Aimé Bille : Quand la vérité dérange
par Aurore Van Opstal
Ancien gendarme belge, Aimé Bille s'est retrouvé au cœur d'une affaire qui a profondément marqué la Belgique : l'enquête sur Marc Dutroux. Chargé de missions délicates, notamment l'examen de transactions bancaires suspectes associées à Dutroux et le meurtre non élucidé de Christine Van Hees (dossier dit de la Champignonnière), il a vite compris que ses découvertes menaçaient des intérêts puissants. Ce constat l'a conduit à vivre un véritable « parcours du combattant » : mise à l'écart de l'enquête, accusations de falsification, diffamation dans la presse et isolement professionnel.

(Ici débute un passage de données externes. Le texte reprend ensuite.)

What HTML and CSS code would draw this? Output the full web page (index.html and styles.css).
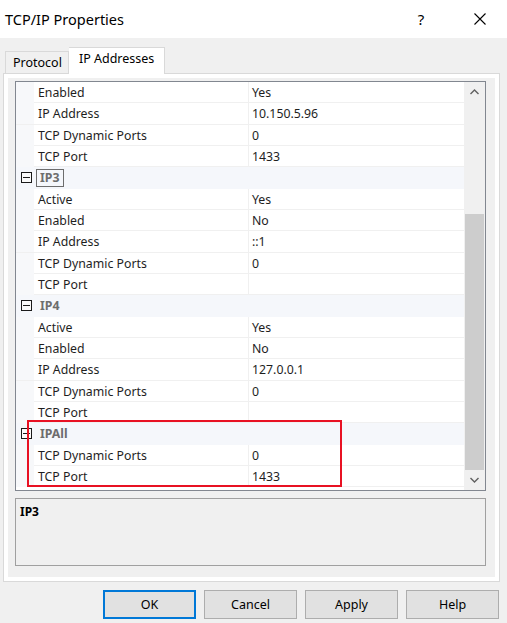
FILE: index.html
```html
<!DOCTYPE html>
<html>
<head>
<meta charset="utf-8">
<link rel="stylesheet" href="styles.css">
</head>
<body>
<div class="titlebar">
  <div class="title">TCP/IP Properties</div>
  <div class="tb-buttons">
    <span class="tb-help">?</span>
    <span class="tb-close"><svg width="12" height="12" viewBox="0 0 12 12"><path d="M0.5 0.5 L11.5 11.5 M11.5 0.5 L0.5 11.5" stroke="#000" stroke-width="1.1" fill="none"/></svg></span>
  </div>
</div>
<div class="tabs">
  <div class="tab">Protocol</div>
  <div class="tab active">IP Addresses</div>
</div>
<div class="panel">
  <div class="page">
    <div class="grid">
      <div class="rows">
        <div class="row"><div class="gut"></div><div class="name">Enabled</div><div class="val">Yes</div></div>
        <div class="row"><div class="gut"></div><div class="name">IP Address</div><div class="val">10.150.5.96</div></div>
        <div class="row"><div class="gut"></div><div class="name">TCP Dynamic Ports</div><div class="val">0</div></div>
        <div class="row"><div class="gut"></div><div class="name">TCP Port</div><div class="val">1433</div></div>
        <div class="row cat"><div class="gut"><span class="minus"></span></div><div class="cname"><span class="focus">IP3</span></div></div>
        <div class="row"><div class="gut"></div><div class="name">Active</div><div class="val">Yes</div></div>
        <div class="row"><div class="gut"></div><div class="name">Enabled</div><div class="val">No</div></div>
        <div class="row"><div class="gut"></div><div class="name">IP Address</div><div class="val">::1</div></div>
        <div class="row"><div class="gut"></div><div class="name">TCP Dynamic Ports</div><div class="val">0</div></div>
        <div class="row"><div class="gut"></div><div class="name">TCP Port</div><div class="val"></div></div>
        <div class="row cat"><div class="gut"><span class="minus"></span></div><div class="cname"><span class="plain">IP4</span></div></div>
        <div class="row"><div class="gut"></div><div class="name">Active</div><div class="val">Yes</div></div>
        <div class="row"><div class="gut"></div><div class="name">Enabled</div><div class="val">No</div></div>
        <div class="row"><div class="gut"></div><div class="name">IP Address</div><div class="val">127.0.0.1</div></div>
        <div class="row"><div class="gut"></div><div class="name">TCP Dynamic Ports</div><div class="val">0</div></div>
        <div class="row"><div class="gut"></div><div class="name">TCP Port</div><div class="val"></div></div>
        <div class="row cat"><div class="gut"><span class="minus"></span></div><div class="cname"><span class="plain">IPAll</span></div></div>
        <div class="row"><div class="gut"></div><div class="name">TCP Dynamic Ports</div><div class="val">0</div></div>
        <div class="row"><div class="gut"></div><div class="name">TCP Port</div><div class="val">1433</div></div>
        <div class="highlight"></div>
      </div>
      <div class="scrollbar">
        <div class="arrow"><svg width="9" height="6" viewBox="0 0 9 6"><path d="M0.5 5 L4.5 1 L8.5 5" stroke="#606060" stroke-width="1.4" fill="none"/></svg></div>
        <div class="track"><div class="thumb"></div></div>
        <div class="arrow"><svg width="9" height="6" viewBox="0 0 9 6"><path d="M0.5 1 L4.5 5 L8.5 1" stroke="#606060" stroke-width="1.4" fill="none"/></svg></div>
      </div>
    </div>
    <div class="desc"><b>IP3</b></div>
  </div>
</div>
<div class="buttons">
  <button class="btn default">OK</button>
  <button class="btn">Cancel</button>
  <button class="btn">Apply</button>
  <button class="btn">Help</button>
</div>
</body>
</html>
```
FILE: styles.css
```css
* { box-sizing: border-box; }
html, body { margin: 0; padding: 0; }
body {
  width: 507px;
  height: 623px;
  background: #f0f0f0;
  font-family: "Noto Sans", "Open Sans", sans-serif;
  font-size: 12px;
  color: #000;
  overflow: hidden;
}
.titlebar {
  height: 38px;
  background: #fff;
  display: flex;
  align-items: center;
  justify-content: space-between;
}
.title {
  padding-left: 5px;
  font-size: 14.5px;
  padding-bottom: 1px;
}
.tb-buttons {
  display: flex;
  align-items: center;
}
.tb-help {
  width: 46px;
  text-align: center;
  font-size: 15px;
  margin-right: 13px;
}
.tb-close {
  width: 46px;
  display: flex;
  justify-content: center;
  margin-right: 4px;
}
.tabs {
  display: flex;
  align-items: flex-end;
  padding-left: 5px;
  margin-top: 9px;
  height: 26px;
}
.tab {
  height: 22px;
  padding: 0 6px 0 7px;
  border: 1px solid #d9d9d9;
  border-bottom: none;
  background: #f0f0f0;
  line-height: 21px;
  font-size: 12.5px;
}
.tab.active {
  background: #fff;
  border-left: none;
  padding: 0 10px 0 10px;
  line-height: 22px;
  position: relative;
  z-index: 1;
  margin-bottom: -1px;
  height: 27px;
}
.panel {
  margin-left: 3px;
  width: 497px;
  height: 509px;
  background: #fff;
  border: 1px solid #d9d9d9;
  padding: 4px;
}
.page {
  background: #f0f0f0;
  height: 499px;
  padding: 3px 9px 0 7px;
}
.grid {
  height: 410px;
  border: 1px solid #828790;
  background: #fff;
  display: flex;
}
.rows {
  flex: 1;
  position: relative;
}
.row {
  display: grid;
  grid-template-columns: 18px 214px 1fr;
  height: 21.33px;
  border-bottom: 1px solid #f0f0f0;
  align-items: center;
  color: #1e1e1e;
  font-size: 12.3px;
}
.row .gut {
  height: 100%;
  background: #f7f8fa;
  display: flex;
  align-items: center;
  justify-content: center;
}
.row .name {
  padding-left: 4px;
  padding-top: 1px;
  height: 100%;
  line-height: 20px;
  white-space: nowrap;
}
.row .val {
  padding-left: 3px;
  padding-top: 1px;
  height: 100%;
  line-height: 20px;
  border-left: 1px solid #f0f0f0;
}
.row.cat {
  background: #f5f7fb;
  border-bottom-color: #f5f7fb;
  grid-template-columns: 18px 1fr;
}
.row.cat .gut { background: #f5f7fb; }
.minus {
  width: 11px;
  height: 11px;
  border: 1px solid #1a1a1a;
  position: relative;
  background: #fafafa;
  display: block;
  margin-left: 2px;
  margin-top: 1px;
}
.minus::after {
  content: "";
  position: absolute;
  left: 1px;
  right: 1px;
  top: 4px;
  height: 1px;
  background: #1a1a1a;
}
.cname {
  font-weight: bold;
  color: #6d6d6d;
  padding-left: 2px;
  padding-top: 1px;
  display: flex;
  align-items: center;
}
.cname .focus {
  border: 1px solid #6d6d6d;
  padding: 0 4px 0 3px;
  line-height: 16px;
}
.cname .plain {
  padding-left: 4px;
}
.highlight {
  position: absolute;
  left: 11px;
  top: 338px;
  width: 315px;
  height: 67px;
  border: 2px solid #e81123;
}
.scrollbar {
  width: 21px;
  background: #f0f0f0;
  display: flex;
  flex-direction: column;
}
.arrow {
  height: 20px;
  display: flex;
  align-items: center;
  justify-content: center;
}
.track {
  flex: 1;
  display: flex;
  flex-direction: column;
  justify-content: flex-end;
}
.thumb {
  height: 256px;
  margin: 0 1px;
  background: #cdcdcd;
}
.desc {
  margin-top: 7px;
  height: 68px;
  border: 1px solid #a0a0a0;
  padding: 4px 0 0 4px;
  font-size: 12px;
}
.buttons {
  display: flex;
  justify-content: flex-end;
  gap: 8px;
  padding-right: 8px;
  margin-top: 8px;
}
.btn {
  width: 93px;
  height: 29px;
  background: #e1e1e1;
  border: 1px solid #adadad;
  font-family: "Noto Sans", "Open Sans", sans-serif;
  font-size: 12.5px;
  color: #000;
  padding: 0;
}
.btn.default {
  border: 2px solid #0078d7;
}
```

Une enquête sabotée et des pistes ignorées
Aimé Bille explique avoir réuni des preuves solides qui auraient pu relancer l'enquête sur la Champignonnière et révéler les liens financiers suspects entre Marc Dutroux, sa complice Michelle Martin et d'autres réseaux. Mais, selon lui, ces dossiers ont été retardés, sous prétexte selon Van Espen (Juge d’instruction à Bruxelles) ; « d'interférences avec la commission parlementaire ». À ses yeux, de hautes personnalités ont œuvré pour que l'instruction ne progresse pas : il évoque des fausses accusations à sa rencontre et des procès-verbaux truqués visant à l'écarter, lui et son collègue Patriek De Baets.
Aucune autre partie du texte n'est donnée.